I may say something like:
- You’re a good kid having a hard time and I’m here with you.
- I can handle your big emotions. It is safe to let them out.
- This won’t last forever, and I will stay with you while it’s hard.
There are also times when saying less is more, especially when our kids are deeply in their reactive brainstem. During these moments, I communicate safety with my body by getting low or creating a safe distance, letting them know I see them and am here with them.
5. Process What Happened
Once my child is through the heat of the moment and is receptive, I revisit what happened via a Time-In. This may happen directly after the meltdown or maybe later in the day or before bed.
I know, I know … Why in the world would I want to rehash a hard moment with my child? This is how they will process and integrate their lived experience and create circuits from their lower survival brain to their higher learning brain.
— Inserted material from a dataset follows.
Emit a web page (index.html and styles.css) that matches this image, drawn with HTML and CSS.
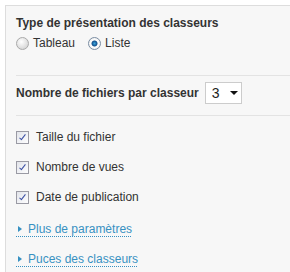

As the circuits are formed and reinforced, it becomes easier for our children to access them when they need them.
During a Time-In, I may focus on:
- What happened
- How they felt
- How the other person involved felt/How I felt
- Calming strategies for next time they feel mad, frustrated, jealous, overwhelmed, disappointed, etc.
- Repair/make amends if applicable
Being mad is an important human emotion. When it is suppressed, our kids grow into adults who don’t know how to feel, are scared to feel, suppress, or explode. When we teach skills for all emotional states, our children grow into adults who feel and regulate. Every emotion is part of the human experience. And they are all sacred.